So, after Thanksgiving dinner (TWO of them, one with each family) and after my early morning shopping trip, Bill and I will be headed to Vegas for the weekend to celebrate our 4th wedding anniversary.

We plan on seeing the Penn & Teller show at RIO on Saturday night, and hopefully I'll have a chance to play a few tourneys at Binions to try and get into the TOC being held next weekend.

Just a weekend of relaxation as we are staying in our normal bed and breakfast that has a fantastic jacuzzi on the back patio, and our own private entrance right to it. We love staying there, and have recommended it to a few friends.

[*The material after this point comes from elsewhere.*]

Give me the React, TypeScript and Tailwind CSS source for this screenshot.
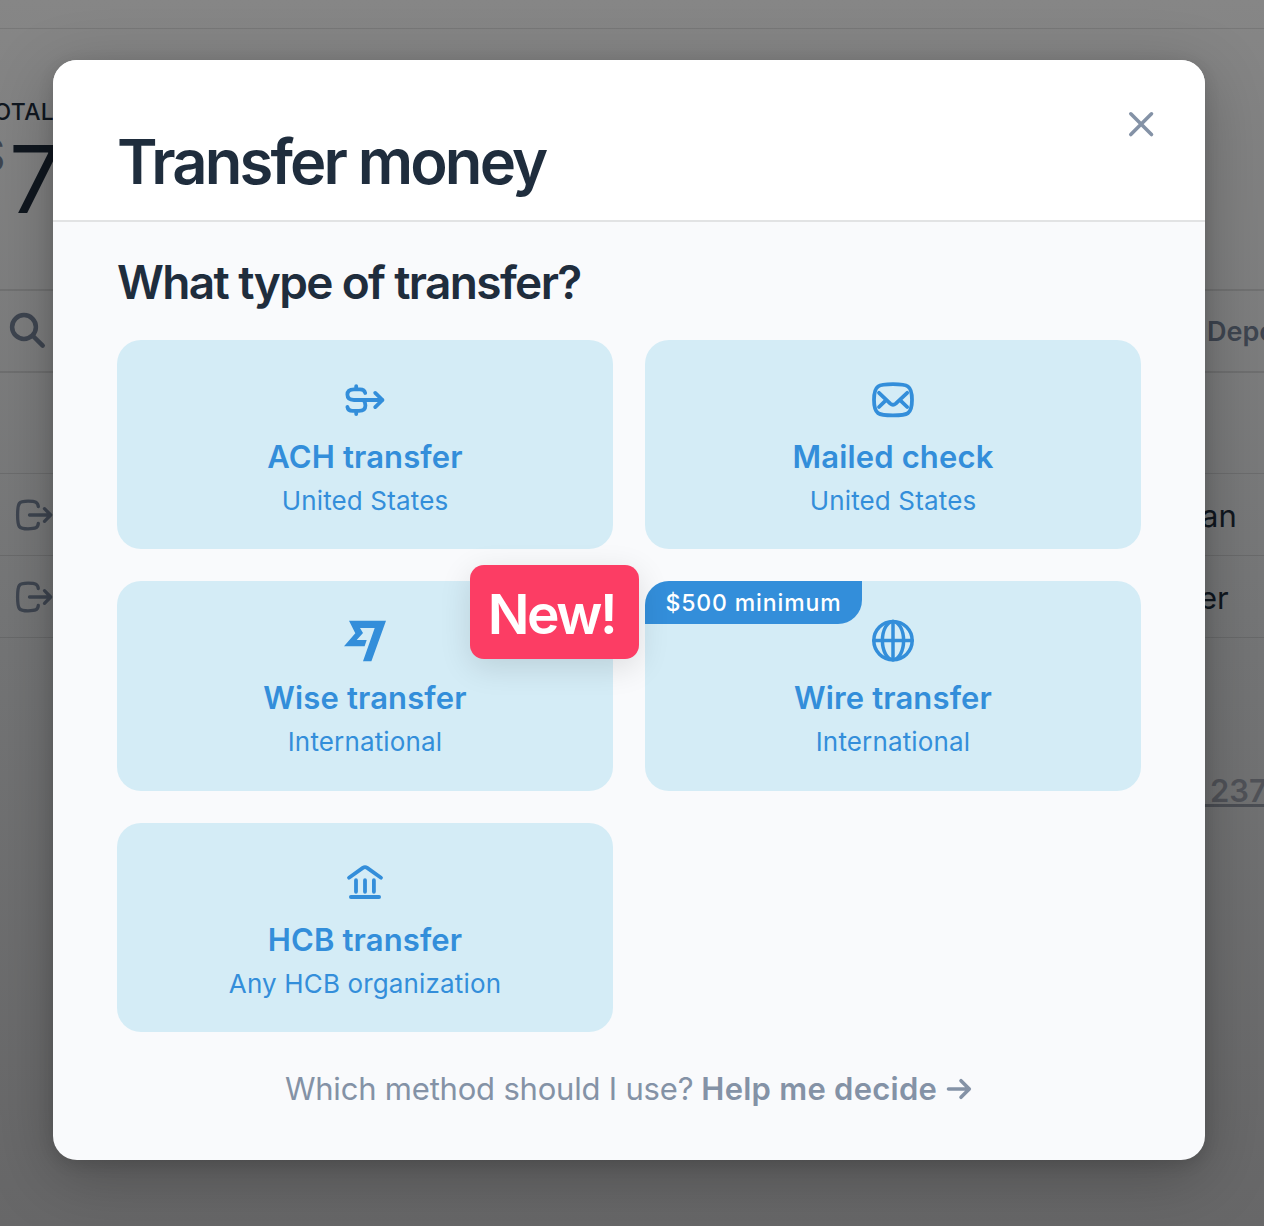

Turns out B&B's are illegal in Vegas, so we keep the information we have on the downlow. Damn casinos, scared of a little competition, as if they all don't have enough with all the other casinos, they have to be scared of B&B's being in town. What morons.

***************

Nothing much on the poker scene, I'm having a dry spell with online poker. Hopefully that will change soon. I haven't won an MTT in almost 2 months. I've won several (45??) of the 650W$ from PS, but nothing BIG. I'm starting to get a little down about it.

That usually happens though, and then I win one, I get all excited and then the dry spell starts again. I guess the dry spell is just part of the poker cycle that I have to really, really get used to. However, I've been having more luck playing live lately then online. Go figure.

****************

So, that's it, there...you have it. All you whiners about my not updating my blog. LOL. Also, I had to get rid of the constant spamming so I added the "enter-in-the-word-in-the-box" thingy. Sorry, had to do it.

Again, have a Happy Thanksgiving and see you all next week!!

Friday, November 11, 2005

World Poker Showdown

Yours truly has recently been hired as the Head of Public Relations for World Poker Showdown.

I will start by working the WPS II Cruise, set for 12/11-12/18, and then the St. Maartens event set for April/May.

The decision to work for WPS was hard, but easy.

It was easy because this is something that I have wanted to do for awhile, to get my foot into the door and work on the "other" side of the poker table, and to also get to know more poker business minded people. I think this is an excellent opportunity and I plan on making the powers that be proud of me.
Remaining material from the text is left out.